• [Given problem]
In the listing that follows, locate the line containing "Emit a component" and the line containing "const cols = 'grid". Retype exactly those two lines and every line between them, and nothing more.
_ _ _ _
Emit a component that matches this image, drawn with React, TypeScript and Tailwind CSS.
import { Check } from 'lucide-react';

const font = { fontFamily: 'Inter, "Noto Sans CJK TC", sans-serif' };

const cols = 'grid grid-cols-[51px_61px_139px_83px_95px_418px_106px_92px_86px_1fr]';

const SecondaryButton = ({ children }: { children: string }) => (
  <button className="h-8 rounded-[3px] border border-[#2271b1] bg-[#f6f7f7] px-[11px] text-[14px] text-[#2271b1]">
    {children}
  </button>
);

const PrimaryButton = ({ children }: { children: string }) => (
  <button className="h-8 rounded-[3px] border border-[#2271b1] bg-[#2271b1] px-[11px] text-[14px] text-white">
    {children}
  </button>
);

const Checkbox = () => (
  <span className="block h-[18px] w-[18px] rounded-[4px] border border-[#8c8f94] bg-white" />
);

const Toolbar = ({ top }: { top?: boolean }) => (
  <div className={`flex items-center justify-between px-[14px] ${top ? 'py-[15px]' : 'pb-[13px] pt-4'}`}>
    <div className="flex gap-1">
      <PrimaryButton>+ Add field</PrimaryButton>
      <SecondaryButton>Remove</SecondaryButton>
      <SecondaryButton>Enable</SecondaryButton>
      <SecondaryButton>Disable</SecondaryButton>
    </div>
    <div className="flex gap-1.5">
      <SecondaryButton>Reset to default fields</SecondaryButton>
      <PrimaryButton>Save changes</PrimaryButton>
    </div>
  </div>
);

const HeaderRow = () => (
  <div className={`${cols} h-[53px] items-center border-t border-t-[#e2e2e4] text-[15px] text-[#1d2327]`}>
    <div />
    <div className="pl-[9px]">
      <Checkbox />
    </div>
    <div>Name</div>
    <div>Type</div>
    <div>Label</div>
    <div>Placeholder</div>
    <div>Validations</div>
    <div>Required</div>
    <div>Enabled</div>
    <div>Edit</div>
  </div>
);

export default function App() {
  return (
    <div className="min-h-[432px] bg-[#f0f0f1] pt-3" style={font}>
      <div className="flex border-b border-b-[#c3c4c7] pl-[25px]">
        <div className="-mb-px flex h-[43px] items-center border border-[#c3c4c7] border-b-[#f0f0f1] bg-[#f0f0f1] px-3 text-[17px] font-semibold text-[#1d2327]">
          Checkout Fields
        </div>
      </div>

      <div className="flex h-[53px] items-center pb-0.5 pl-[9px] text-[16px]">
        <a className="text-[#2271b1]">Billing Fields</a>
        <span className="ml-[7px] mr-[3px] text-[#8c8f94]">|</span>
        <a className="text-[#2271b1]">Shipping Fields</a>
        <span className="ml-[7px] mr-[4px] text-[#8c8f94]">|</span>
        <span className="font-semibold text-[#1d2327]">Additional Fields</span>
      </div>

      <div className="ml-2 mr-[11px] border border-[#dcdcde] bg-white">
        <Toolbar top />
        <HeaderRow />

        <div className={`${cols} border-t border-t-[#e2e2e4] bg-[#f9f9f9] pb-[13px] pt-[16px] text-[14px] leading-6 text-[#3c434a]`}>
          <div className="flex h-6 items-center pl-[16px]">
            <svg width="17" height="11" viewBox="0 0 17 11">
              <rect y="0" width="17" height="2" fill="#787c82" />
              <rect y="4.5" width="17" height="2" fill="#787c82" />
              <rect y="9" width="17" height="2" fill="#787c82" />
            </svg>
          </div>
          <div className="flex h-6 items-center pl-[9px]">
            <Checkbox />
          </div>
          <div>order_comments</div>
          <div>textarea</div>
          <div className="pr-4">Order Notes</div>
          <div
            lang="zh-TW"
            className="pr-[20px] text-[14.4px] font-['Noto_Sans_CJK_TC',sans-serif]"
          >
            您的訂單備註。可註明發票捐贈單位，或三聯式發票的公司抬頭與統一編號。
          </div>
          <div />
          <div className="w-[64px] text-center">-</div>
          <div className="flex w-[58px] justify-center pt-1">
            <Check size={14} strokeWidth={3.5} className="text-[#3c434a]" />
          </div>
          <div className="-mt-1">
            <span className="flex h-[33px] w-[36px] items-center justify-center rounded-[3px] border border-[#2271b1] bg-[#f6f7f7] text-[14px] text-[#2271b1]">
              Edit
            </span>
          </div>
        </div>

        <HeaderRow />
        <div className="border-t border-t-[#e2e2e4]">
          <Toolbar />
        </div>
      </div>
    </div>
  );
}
_ _ _ _
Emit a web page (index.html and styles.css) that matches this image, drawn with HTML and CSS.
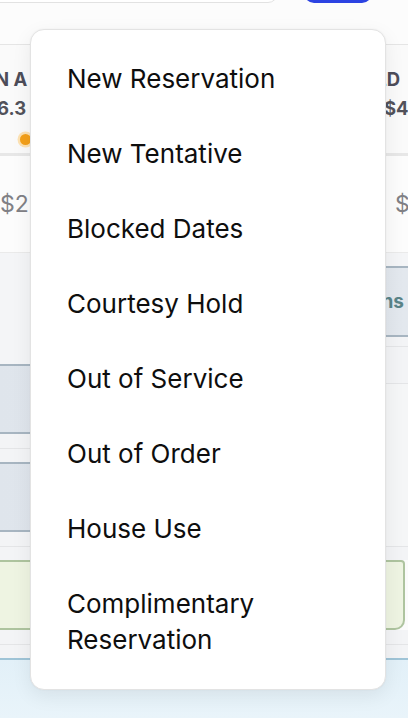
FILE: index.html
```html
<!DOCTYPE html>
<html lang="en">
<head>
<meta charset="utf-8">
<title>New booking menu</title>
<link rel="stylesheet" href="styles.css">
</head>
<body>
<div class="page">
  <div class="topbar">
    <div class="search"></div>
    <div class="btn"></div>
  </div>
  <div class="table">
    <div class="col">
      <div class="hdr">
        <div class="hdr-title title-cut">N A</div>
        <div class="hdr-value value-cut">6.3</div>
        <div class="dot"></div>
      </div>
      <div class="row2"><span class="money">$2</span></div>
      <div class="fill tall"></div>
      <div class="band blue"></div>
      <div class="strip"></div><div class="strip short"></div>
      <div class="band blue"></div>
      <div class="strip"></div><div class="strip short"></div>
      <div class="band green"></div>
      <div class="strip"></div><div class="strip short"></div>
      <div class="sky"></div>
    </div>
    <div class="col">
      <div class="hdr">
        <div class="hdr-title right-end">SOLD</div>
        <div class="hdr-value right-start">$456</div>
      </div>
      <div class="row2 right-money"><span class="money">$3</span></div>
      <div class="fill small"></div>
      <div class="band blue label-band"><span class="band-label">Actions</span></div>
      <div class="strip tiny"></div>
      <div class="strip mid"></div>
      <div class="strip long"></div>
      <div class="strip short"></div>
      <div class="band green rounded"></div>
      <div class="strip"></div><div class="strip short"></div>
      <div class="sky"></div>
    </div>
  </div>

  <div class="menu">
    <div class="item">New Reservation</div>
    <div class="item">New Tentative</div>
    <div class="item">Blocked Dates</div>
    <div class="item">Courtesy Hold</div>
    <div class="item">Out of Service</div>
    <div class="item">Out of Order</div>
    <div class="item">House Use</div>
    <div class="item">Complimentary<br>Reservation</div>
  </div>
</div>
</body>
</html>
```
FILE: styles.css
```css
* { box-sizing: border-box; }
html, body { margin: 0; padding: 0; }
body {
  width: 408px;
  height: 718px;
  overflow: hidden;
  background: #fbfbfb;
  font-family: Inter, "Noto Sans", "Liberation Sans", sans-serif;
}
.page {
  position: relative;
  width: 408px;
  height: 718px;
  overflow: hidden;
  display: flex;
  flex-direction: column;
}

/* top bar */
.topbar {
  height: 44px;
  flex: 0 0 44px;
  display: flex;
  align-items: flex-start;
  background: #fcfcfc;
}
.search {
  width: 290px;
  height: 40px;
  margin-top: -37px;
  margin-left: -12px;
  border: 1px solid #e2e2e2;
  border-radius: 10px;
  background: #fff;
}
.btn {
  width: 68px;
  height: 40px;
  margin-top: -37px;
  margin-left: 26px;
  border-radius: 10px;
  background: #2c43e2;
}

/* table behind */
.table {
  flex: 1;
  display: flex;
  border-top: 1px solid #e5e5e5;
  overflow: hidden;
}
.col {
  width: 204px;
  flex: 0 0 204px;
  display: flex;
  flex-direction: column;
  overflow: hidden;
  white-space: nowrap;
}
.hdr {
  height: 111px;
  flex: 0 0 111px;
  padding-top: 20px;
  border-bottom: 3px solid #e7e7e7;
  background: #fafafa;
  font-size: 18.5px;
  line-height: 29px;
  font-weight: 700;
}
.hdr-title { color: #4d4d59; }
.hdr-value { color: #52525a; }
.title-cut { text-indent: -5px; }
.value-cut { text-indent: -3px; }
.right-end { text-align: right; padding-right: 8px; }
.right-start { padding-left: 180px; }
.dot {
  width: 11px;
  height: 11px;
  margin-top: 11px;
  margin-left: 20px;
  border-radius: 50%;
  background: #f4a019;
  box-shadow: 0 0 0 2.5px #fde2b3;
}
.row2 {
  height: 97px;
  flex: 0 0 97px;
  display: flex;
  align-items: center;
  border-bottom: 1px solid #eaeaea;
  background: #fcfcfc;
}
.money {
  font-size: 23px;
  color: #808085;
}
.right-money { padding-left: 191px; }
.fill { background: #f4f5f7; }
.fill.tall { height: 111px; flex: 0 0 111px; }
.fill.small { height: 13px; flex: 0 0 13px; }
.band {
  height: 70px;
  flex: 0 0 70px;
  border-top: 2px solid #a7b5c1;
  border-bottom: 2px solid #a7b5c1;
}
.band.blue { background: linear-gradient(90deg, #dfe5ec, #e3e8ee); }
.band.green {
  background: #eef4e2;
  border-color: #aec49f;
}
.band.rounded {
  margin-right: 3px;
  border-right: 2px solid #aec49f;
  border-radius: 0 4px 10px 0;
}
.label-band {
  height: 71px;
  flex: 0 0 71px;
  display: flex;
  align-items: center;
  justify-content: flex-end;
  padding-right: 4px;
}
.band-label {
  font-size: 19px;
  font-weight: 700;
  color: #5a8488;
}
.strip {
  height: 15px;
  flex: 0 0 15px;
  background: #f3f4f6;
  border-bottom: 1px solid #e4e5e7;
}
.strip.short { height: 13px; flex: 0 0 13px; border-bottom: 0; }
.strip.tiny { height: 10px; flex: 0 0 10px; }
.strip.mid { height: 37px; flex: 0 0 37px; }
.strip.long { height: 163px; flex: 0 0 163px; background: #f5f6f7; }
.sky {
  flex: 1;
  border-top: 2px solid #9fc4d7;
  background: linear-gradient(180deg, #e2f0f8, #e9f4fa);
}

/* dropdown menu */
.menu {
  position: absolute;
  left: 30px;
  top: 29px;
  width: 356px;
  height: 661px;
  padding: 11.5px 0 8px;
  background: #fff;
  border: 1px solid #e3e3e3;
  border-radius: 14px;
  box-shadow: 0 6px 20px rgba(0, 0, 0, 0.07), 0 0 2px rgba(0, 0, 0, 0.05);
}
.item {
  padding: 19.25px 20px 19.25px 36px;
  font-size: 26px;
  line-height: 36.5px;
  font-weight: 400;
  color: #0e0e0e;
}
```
_ _ _ _
• [Full answer]
Emit a component that matches this image, drawn with React, TypeScript and Tailwind CSS.
import { Check } from 'lucide-react';

const font = { fontFamily: 'Inter, "Noto Sans CJK TC", sans-serif' };

const cols = 'grid grid-cols-[51px_61px_139px_83px_95px_418px_106px_92px_86px_1fr]';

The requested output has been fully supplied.